According to a recent study entitled, “Adiposity and influenza associated respiratory mortality: a cohort study,“ from The University of Hong Kong, obesity worsens the effect of seasonal influenza on respiratory mortality. Data from the study recently published in the journal Clinical Infectious Diseases revealed that older, obese people should be given priority in influenza vaccination.
“Obesity is a worldwide public health issue associated with chronic diseases,” the researchers explained. “The burden of influenza mortality attributable to obesity may be even larger in other countries with a higher prevalence of obesity than Hong Kong.
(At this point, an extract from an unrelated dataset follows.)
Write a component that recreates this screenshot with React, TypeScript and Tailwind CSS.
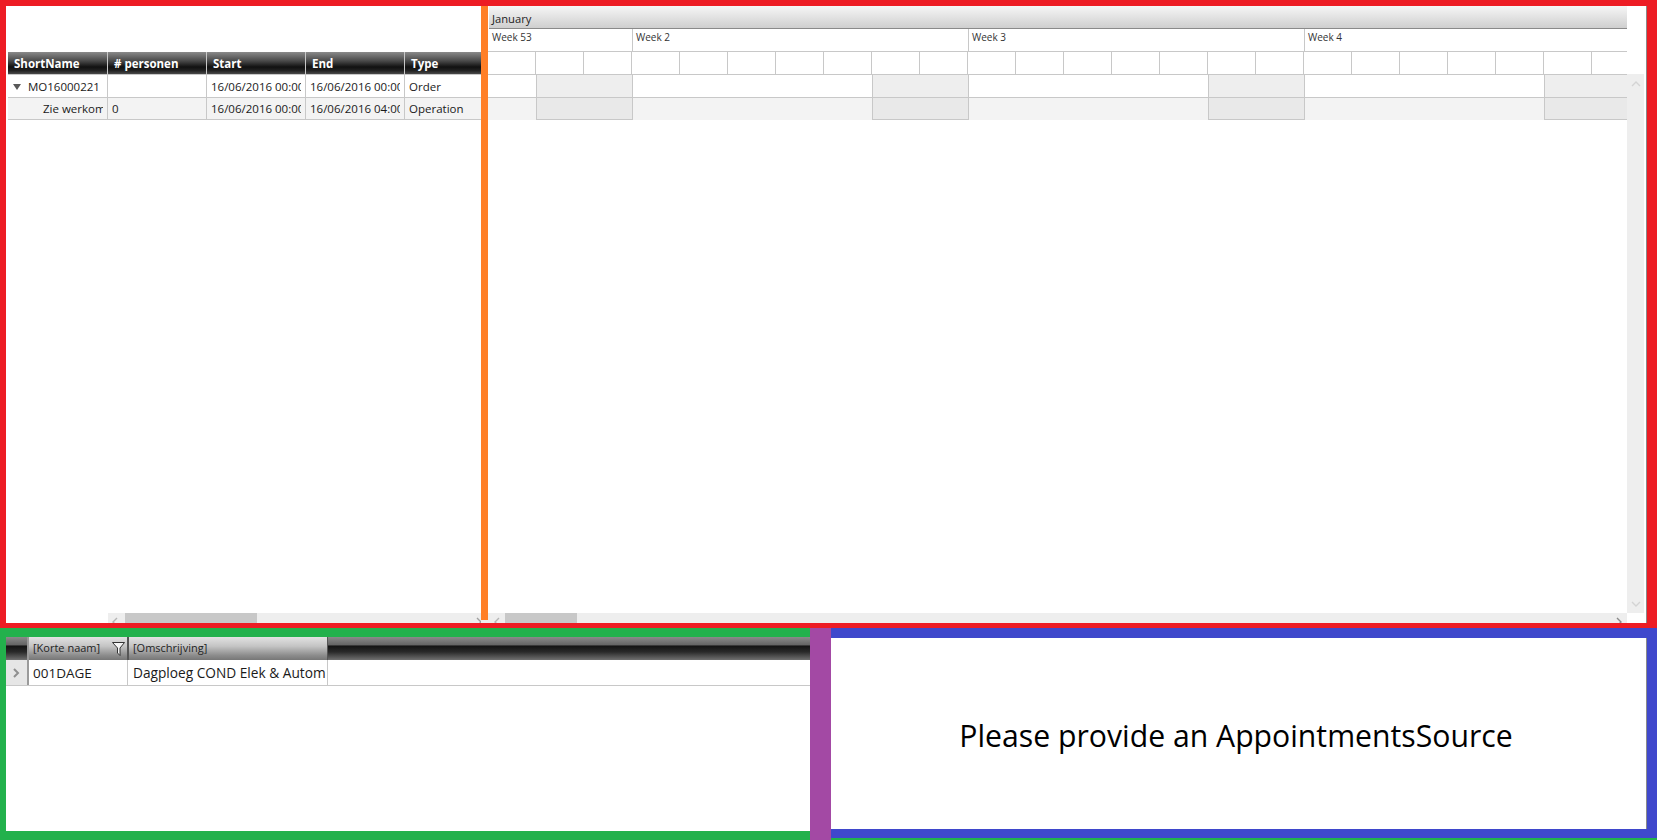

Based on evidence of a relation between obesity and 2009 pandemic influenza, influenza vaccine priority has to be given to people with severe obesity (BMI ≥ 30) in many places including Hong Kong.” However, the association between obesity and seasonal influenza is still poorly understood.
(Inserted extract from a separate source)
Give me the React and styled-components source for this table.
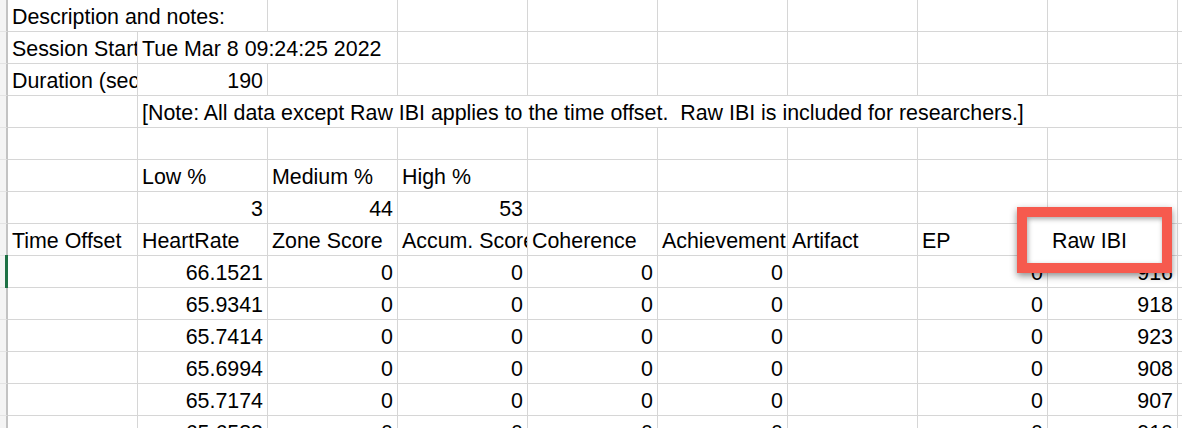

To further understand this association, Dr. Benjamin Cowling from the School of Public Health and his colleagues used data retrieved from a population-based cohort with a total of 66,820 participants older than 65 years, from 1998 to 2012. The researchers assessed the impact of influenza on rates of respiratory mortality, while adjusting for comorbidities, weather-related factors and other respiratory viruses. The researchers then examined if the association between influenza a respiratory mortality varied with obesity. Additionally, the researchers investigated the effect of influenza on deaths from external causes.
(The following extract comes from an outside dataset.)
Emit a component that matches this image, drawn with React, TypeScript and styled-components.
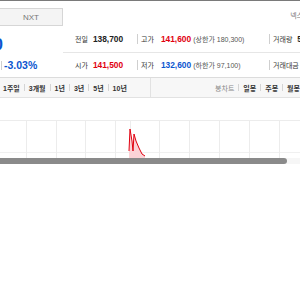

For the final analysis, 65,841 participants were included, with an average follow-up period of 10.5 years. By the 30th May 2012, 19,389 (29%) deaths had occurred, of which 3,974 (6%) were respiratory deaths. Data analysis revealed that respiratory mortality was higher during seasonal influenza compared to non-influenza season. Furthermore, the results showed that the effect of seasonal influenza was 19% greater among obese individuals than in a control group of individuals with normal weight.
“Appropriate protection against influenza should be considered for obese people with BMI [25 or higher],” the researchers wrote in the study. “However obesity-related immune dysfunction causes decreased response to influenza vaccine in obese people. On the other hand, effective public health interventions including changes in diet and physical activity to reduce the increasing prevalence of obesity all over the world would provide the potential health benefits to reduce disease burden of both seasonal and pandemic influenza.”